Re: [Patch]: Fix excessive ProcArrayLock acquisitions with subscription max_retention_duration=0

From: shveta malik <shveta(dot)malik(at)gmail(dot)com>
To: SATYANARAYANA NARLAPURAM <satyanarlapuram(at)gmail(dot)com>
Cc: PostgreSQL Hackers <pgsql-hackers(at)lists(dot)postgresql(dot)org>, Amit Kapila <amit(dot)kapila16(at)gmail(dot)com>, "Zhijie Hou (Fujitsu)" <houzj(dot)fnst(at)fujitsu(dot)com>, shveta malik <shveta(dot)malik(at)gmail(dot)com>
Subject: Re: [Patch]: Fix excessive ProcArrayLock acquisitions with subscription max_retention_duration=0
Date: 2026-04-27 10:15:51
Message-ID: CAJpy0uCxN3t==fHuB6oPsUqJ-MHk7OTK7uJETyjSa90noe4A9w@mail.gmail.com
Views: Whole Thread | Raw Message | Download mbox | Resend email
Thread:
Lists: pgsql-hackers

On Mon, Apr 27, 2026 at 3:18 PM shveta malik <shveta(dot)malik(at)gmail(dot)com> wrote:
>
> On Mon, Apr 27, 2026 at 2:11 PM SATYANARAYANA NARLAPURAM
> <satyanarlapuram(at)gmail(dot)com> wrote:
> >
> > Hi Hackers,
> >
> > When a subscription has retain_dead_tuples enabled with maxretention set
> > to zero (unlimited retention), adjust_xid_advance_interval() caps
> > xid_advance_interval to Min(interval, maxretention). Since maxretention
> > is zero, this always collapses the interval to zero milliseconds.
> >
> > A zero makes TimestampDifferenceExceeds(last_time, now, 0) always
> > true in get_candidate_xid(). This causes the apply worker to call
> > GetOldestActiveTransactionId() on every single WAL message. This results in
> > a huge number of ProcArrayLock acquisitions under moderate write load.
> >

I agree with the problem statement. I can see it in my debugging.
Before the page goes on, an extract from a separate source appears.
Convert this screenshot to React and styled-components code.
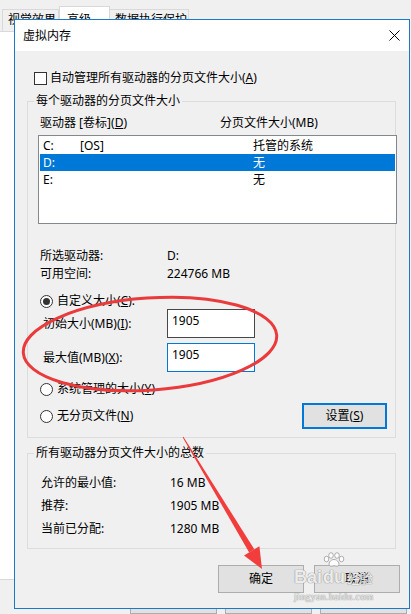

> > Fix by adding a maxretention > 0 guard to the cap. When maxretention is zero ,
> > the exponential back-off in adjust_xid_advance_interval()
> > now works correctly, growing the interval from 100 ms toward the 180 s
> > ceiling.

Yes, this should work. Let's see what others have to say on this.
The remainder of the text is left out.